YOUR INSTRUCTIONS
Copy from the first line below down to and including the line with "const [selected, setSelected]". Skip the pictures.

________

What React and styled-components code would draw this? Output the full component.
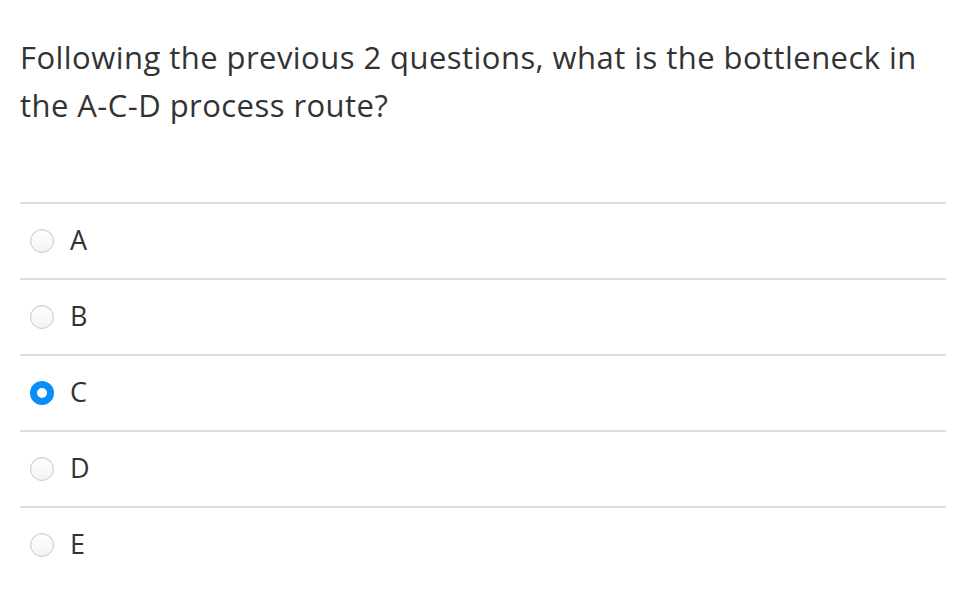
import React, { useState } from 'react';
import styled, { createGlobalStyle } from 'styled-components';

const GlobalStyle = createGlobalStyle`
  html, body {
    margin: 0;
    padding: 0;
    background: #ffffff;
  }
  body {
    font-family: 'Open Sans', 'Liberation Sans', sans-serif;
    color: #333333;
  }
`;

const Page = styled.div`
  padding: 33px 24px 0 20px;
`;

const Question = styled.p`
  margin: 0;
  font-size: 31px;
  line-height: 48px;
  font-weight: 400;
  letter-spacing: 0.45px;
  color: #333333;
`;

const Options = styled.ul`
  list-style: none;
  margin: 73px 0 0 0;
  padding: 0;
`;

const Option = styled.li`
  display: flex;
  align-items: center;
  gap: 16px;
  height: 74px;
  padding-left: 10px;
  border-top: 2px solid #dddddd;
  cursor: pointer;
`;

const Radio = styled.span`
  box-sizing: border-box;
  width: 24px;
  height: 24px;
  border-radius: 50%;
  flex-shrink: 0;
  border: ${p => (p.$checked ? '7px solid #0a8cfa' : '1px solid #c9c9c9')};
  background: ${p => (p.$checked ? '#ffffff' : 'linear-gradient(#ffffff, #f3f3f3)')};
  box-shadow: ${p => (p.$checked ? 'none' : 'inset 0 1px 1px rgba(0, 0, 0, 0.06)')};
`;

const Label = styled.span`
  font-size: 27px;
  line-height: 1;
  margin-top: -3px;
  color: #333333;
`;

const choices = ['A', 'B', 'C', 'D', 'E'];

const App = () => {
  const [selected, setSelected] = useState('C');

  return (
    <Page>
      <GlobalStyle />
      <Question>
        Following the previous 2 questions, what is the bottleneck in the A-C-D process route?
      </Question>
      <Options>
        {choices.map(choice => (
          <Option key={choice} onClick={() => setSelected(choice)}>
            <Radio $checked={selected === choice} />
            <Label>{choice}</Label>
          </Option>
        ))}
      </Options>
    </Page>
  );
};

export default App;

________

EXPECTED ANSWER
What React and styled-components code would draw this? Output the full component.
import React, { useState } from 'react';
import styled, { createGlobalStyle } from 'styled-components';

const GlobalStyle = createGlobalStyle`
  html, body {
    margin: 0;
    padding: 0;
    background: #ffffff;
  }
  body {
    font-family: 'Open Sans', 'Liberation Sans', sans-serif;
    color: #333333;
  }
`;

const Page = styled.div`
  padding: 33px 24px 0 20px;
`;

const Question = styled.p`
  margin: 0;
  font-size: 31px;
  line-height: 48px;
  font-weight: 400;
  letter-spacing: 0.45px;
  color: #333333;
`;

const Options = styled.ul`
  list-style: none;
  margin: 73px 0 0 0;
  padding: 0;
`;

const Option = styled.li`
  display: flex;
  align-items: center;
  gap: 16px;
  height: 74px;
  padding-left: 10px;
  border-top: 2px solid #dddddd;
  cursor: pointer;
`;

const Radio = styled.span`
  box-sizing: border-box;
  width: 24px;
  height: 24px;
  border-radius: 50%;
  flex-shrink: 0;
  border: ${p => (p.$checked ? '7px solid #0a8cfa' : '1px solid #c9c9c9')};
  background: ${p => (p.$checked ? '#ffffff' : 'linear-gradient(#ffffff, #f3f3f3)')};
  box-shadow: ${p => (p.$checked ? 'none' : 'inset 0 1px 1px rgba(0, 0, 0, 0.06)')};
`;

const Label = styled.span`
  font-size: 27px;
  line-height: 1;
  margin-top: -3px;
  color: #333333;
`;

const choices = ['A', 'B', 'C', 'D', 'E'];

const App = () => {
  const [selected, setSelected] = useState('C');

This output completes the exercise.